One of my favorite poetry assignments was in fifth grade - throughout the course of a marking period we made what were essentially chapbooks: we were encouraged to find poems we liked and handcopy them out, and then we bound the pages we had copied them on to, and if we wanted to, we could illustrate our chapbooks. Now that I think of it, this was a good assignment from several aspects - it gave us the freedom to indulge our own interests and tastes (I remember that two of the poems I included were Fog by Carl Sandburg and The Red Wheelbarrow by William Carlos Williams. Now that I think of it - I may have chosen them for their length rather than any kind of aesthetic choice). It was also an exercise in penmanship (something I was repeatedly told I needed to work on); we were encouraged to use our neatest hand to write these, and to recopy them if necessary. And for those of us who were kind of overachievers, it gave us the opportunity to go haring off in the poetry anthologies in both the classroom and school libraries. (I *think* we were given some class time to work on it, but also I remember working on it at home, as homework.) And it was an early example (in my schooling at least) of a longer-term project where you had to plan and work on it a little at a time, and start early enough in advance to meet the deadline.

(I think I actually still HAVE my chapbook somewhere; I think it was one of the few things I told my mom I wanted saved in the box of old school papers she put together for me when I went to college).

Later on, in high school, we were made to memorize poetry. I got to do that in both some of my English classes (we also memorized some passages of Shakespeare) and in French class. I can still call up bits and pieces of the poems I memorized nearly 30 years ago now - not all of them (though I am very close to being able to recall all of "The Road Not Taken" and Demain, des L'aube (which is a beautiful poem, and I see it has been set to music)

And I know that that kind of thing - rote memorization - is very much out of fashion in education. But again, for some students, I think it's a good thing. I enjoyed the discipline of learning the poems (I did not so much enjoy having to stand up and recite them; even then I got a bit of stage fright). And I have to admit that as an adult, I love being able to recall them. Sometimes, as entertainment when I'm stuck standing in line somewhere, I will see how much of something I can remember. (And I admit I remember some poems, or at least parts of them, that I was never required to memorize - I could remember most of "Resume" that I cited above. And I know most of "These Winter Sundays" - which is probably my favorite poem ever - off by heart)

I wonder what the reaction would be today to a teacher expecting their students to memorize and be able to recite poetry. I know it was a very common thing not so very long ago. (The high school I attended was, in many ways, pretty old-school; they still did certain things the way they had been done 20 or more years before I got there. As I said: maybe it wouldn't be so great for some students but it was a wonderful experience for me, and not just from the standpoint of learning).

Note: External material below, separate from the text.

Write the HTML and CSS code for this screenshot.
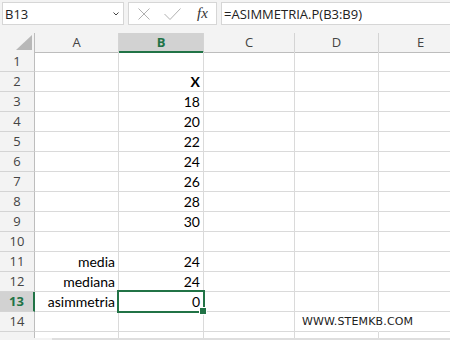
FILE: index.html
```html
<!DOCTYPE html>
<html lang="it">
<head>
    <meta charset="UTF-8">
    <title>asimmetria</title>
    <link rel="stylesheet" href="styles.css">
</head>
<body>
    <div class="toolbar">
        <div class="namebox">
            <span>B13</span>
            <svg class="chev" width="6" height="4" viewBox="0 0 6 4"><path d="M0.5 0.5L3 3L5.5 0.5" stroke="#444" fill="none"/></svg>
        </div>
        <div class="fbtns">
            <svg width="12" height="12" viewBox="0 0 12 12"><path d="M0.5 0.5L11.5 11.5M11.5 0.5L0.5 11.5" stroke="#b0b0b0" fill="none"/></svg>
            <svg class="ok" width="17" height="12" viewBox="0 0 17 12"><path d="M0.5 6L6 11.5L16.5 0.5" stroke="#b0b0b0" fill="none"/></svg>
            <span class="fx">fx</span>
        </div>
        <div class="formula">=ASIMMETRIA.P(B3:B9)</div>
    </div>

    <div class="sheet">
        <div class="row head">
            <div class="corner"><svg width="16" height="15" viewBox="0 0 16 15"><path d="M16 0V15H0Z" fill="#b8b8b8"/></svg></div>
            <div class="ch">A</div><div class="ch sel">B</div><div class="ch">C</div><div class="ch">D</div><div class="ch">E</div>
        </div>
        <div class="row"><div class="rh">1</div><div class="c"></div><div class="c"></div><div class="c"></div><div class="c"></div><div class="c"></div></div>
        <div class="row"><div class="rh">2</div><div class="c"></div><div class="c bold">X</div><div class="c"></div><div class="c"></div><div class="c"></div></div>
        <div class="row"><div class="rh">3</div><div class="c"></div><div class="c">18</div><div class="c"></div><div class="c"></div><div class="c"></div></div>
        <div class="row"><div class="rh">4</div><div class="c"></div><div class="c">20</div><div class="c"></div><div class="c"></div><div class="c"></div></div>
        <div class="row"><div class="rh">5</div><div class="c"></div><div class="c">22</div><div class="c"></div><div class="c"></div><div class="c"></div></div>
        <div class="row"><div class="rh">6</div><div class="c"></div><div class="c">24</div><div class="c"></div><div class="c"></div><div class="c"></div></div>
        <div class="row"><div class="rh">7</div><div class="c"></div><div class="c">26</div><div class="c"></div><div class="c"></div><div class="c"></div></div>
        <div class="row"><div class="rh">8</div><div class="c"></div><div class="c">28</div><div class="c"></div><div class="c"></div><div class="c"></div></div>
        <div class="row"><div class="rh">9</div><div class="c"></div><div class="c">30</div><div class="c"></div><div class="c"></div><div class="c"></div></div>
        <div class="row"><div class="rh">10</div><div class="c"></div><div class="c"></div><div class="c"></div><div class="c"></div><div class="c"></div></div>
        <div class="row"><div class="rh">11</div><div class="c">media</div><div class="c">24</div><div class="c"></div><div class="c"></div><div class="c"></div></div>
        <div class="row"><div class="rh">12</div><div class="c">mediana</div><div class="c">24</div><div class="c"></div><div class="c"></div><div class="c"></div></div>
        <div class="row"><div class="rh sel">13</div><div class="c">asimmetria</div><div class="c active">0</div><div class="c"></div><div class="c"></div><div class="c"></div></div>
        <div class="row"><div class="rh">14</div><div class="c"></div><div class="c"></div><div class="c"></div><div class="c wm">WWW.STEMKB.COM</div><div class="c"></div></div>
        <div class="row"><div class="rh"></div><div class="c"></div><div class="c"></div><div class="c"></div><div class="c"></div><div class="c"></div></div>
    </div>
    <div class="hbar"><div class="hbar-left"></div><div class="hbar-track"></div></div>
</body>
</html>
```

FILE: styles.css
```css
*{
    box-sizing: border-box;
}
body{
    margin: 0;
    width: 450px;
    height: 340px;
    overflow: hidden;
    background-color: #fff;
    font-family: "Open Sans", sans-serif;
    color: #222;
}

/* formula bar */
.toolbar{
    display: flex;
    align-items: flex-start;
    gap: 4px;
    height: 33px;
    padding: 2px 0 0 2px;
    background-color: #f3f3f3;
}
.namebox,
.fbtns,
.formula{
    height: 23px;
    background-color: #fff;
    border: 1px solid #d6d6d6;
    display: flex;
    align-items: center;
    font-size: 13px;
}
.namebox{
    width: 122px;
    justify-content: space-between;
    padding: 0 4px 0 2px;
}
.chev{
    margin-top: 1px;
}
.fbtns{
    width: 89px;
    padding-left: 9px;
}
.ok{
    margin-left: 14px;
}
.fx{
    margin-left: 16px;
    font-family: "Liberation Serif", serif;
    font-style: italic;
    font-size: 15px;
    color: #333;
}
.formula{
    flex: 1;
    padding-left: 2px;
    border-right: none;
}

/* grid */
.sheet{
    height: 305px;
    overflow: hidden;
}
.row{
    display: grid;
    grid-template-columns: 35px 84px 85px 91px 84px 84px;
    height: 20px;
}
.row.head{
    height: 19px;
}
.corner,
.ch{
    background-color: #f3f3f3;
    border-right: 1px solid #d4d4d4;
    border-bottom: 1px solid #bdbdbd;
    font-size: 13px;
    line-height: 18px;
    text-align: center;
    color: #444;
}
.corner{
    display: flex;
    justify-content: flex-end;
    align-items: flex-end;
    padding: 0 2px 2px 0;
    border-right-color: #bdbdbd;
}
.ch.sel{
    background-color: #d2d2d2;
    border-bottom: 2px solid #217346;
    color: #217346;
    font-weight: bold;
}
.rh{
    background-color: #f3f3f3;
    border-right: 1px solid #bdbdbd;
    border-bottom: 1px solid #d4d4d4;
    font-size: 13px;
    line-height: 19px;
    text-align: center;
    color: #444;
}
.rh.sel{
    background-color: #d2d2d2;
    border-right: 2px solid #217346;
    color: #217346;
    font-weight: bold;
}
.c{
    border-right: 1px solid #dadada;
    border-bottom: 1px solid #dadada;
    font-family: Lato, sans-serif;
    font-size: 14px;
    line-height: 19px;
    padding: 0 3px;
    text-align: right;
    white-space: nowrap;
    color: #000;
}
.bold{
    font-weight: bold;
}
.active{
    position: relative;
}
.active::after{
    content: '';
    position: absolute;
    left: -2px;
    top: -2px;
    right: -2px;
    bottom: -2px;
    border: 2px solid #217346;
}
.active::before{
    content: '';
    position: absolute;
    right: -4px;
    bottom: -4px;
    width: 6px;
    height: 6px;
    background-color: #217346;
    border: 1px solid #fff;
    z-index: 1;
}
.wm{
    overflow: visible;
    text-align: left;
    padding-left: 7px;
    border-right-color: transparent;
    font-family: "DejaVu Sans", sans-serif;
    font-size: 11px;
    letter-spacing: 0.15px;
    color: #222;
}

.hbar{
    display: flex;
    height: 2px;
}
.hbar-left{
    width: 52px;
    background-color: #f3f3f3;
}
.hbar-track{
    flex: 1;
    background-color: #dedede;
}
```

My older relatives could recall lots of poetry. My mom learned some in school; her older sister and her mother had learned even more. I know my aunt could quote big chunks of people like Whittier. (She also learned Latin - even though she stopped attending school at 10th grade, there were still things she knew that I, with my Ph.D., do not)

Actually, memorization may have been somewhat easy for me, the way my brain works. (I don't always remember word-for-word perfectly, though - I have to work at it if I want to do that). But enough repetition gets stuff in my head - I've noticed that most of the familiar hymns at church, I don't need the hymnbook to sing (I notice that in particular the weeks I am elder - going and standing at the back of the church, ready to go up to the table, the Communion hymn is often something I know off by heart and can actually sing as I walk up.)

I wonder how much poetry is still done in schools. Some of my friends with kids, hearing about what their kids are doing in school, makes me feel like I attended school during some kind of vanished Golden Age, where there was time for fun (well, academic fun - but for me, stuff like writing poems to demonstrate certain forms WAS fun). And it also seems like the social milieu has gotten much rougher and meaner. (Or maybe, as Jane and Michael Stern commented in their "Square Meals" - something to the effect of, no matter how dismal it was at the time, childhood looks better and better the farther you get from it. Because, I suppose, the wearing-down quality of adult responsibility and adult frustrations dulls the memory of the pain of things like not being invited to birthday parties, or the frustration of having no authority of your own and having to always do as you were told.) Then again - one of the reasons my parents chose to live in the town that they did (my dad had a longer commute than he might) was the alleged quality of the local school system. So maybe I was just unusually lucky in my education.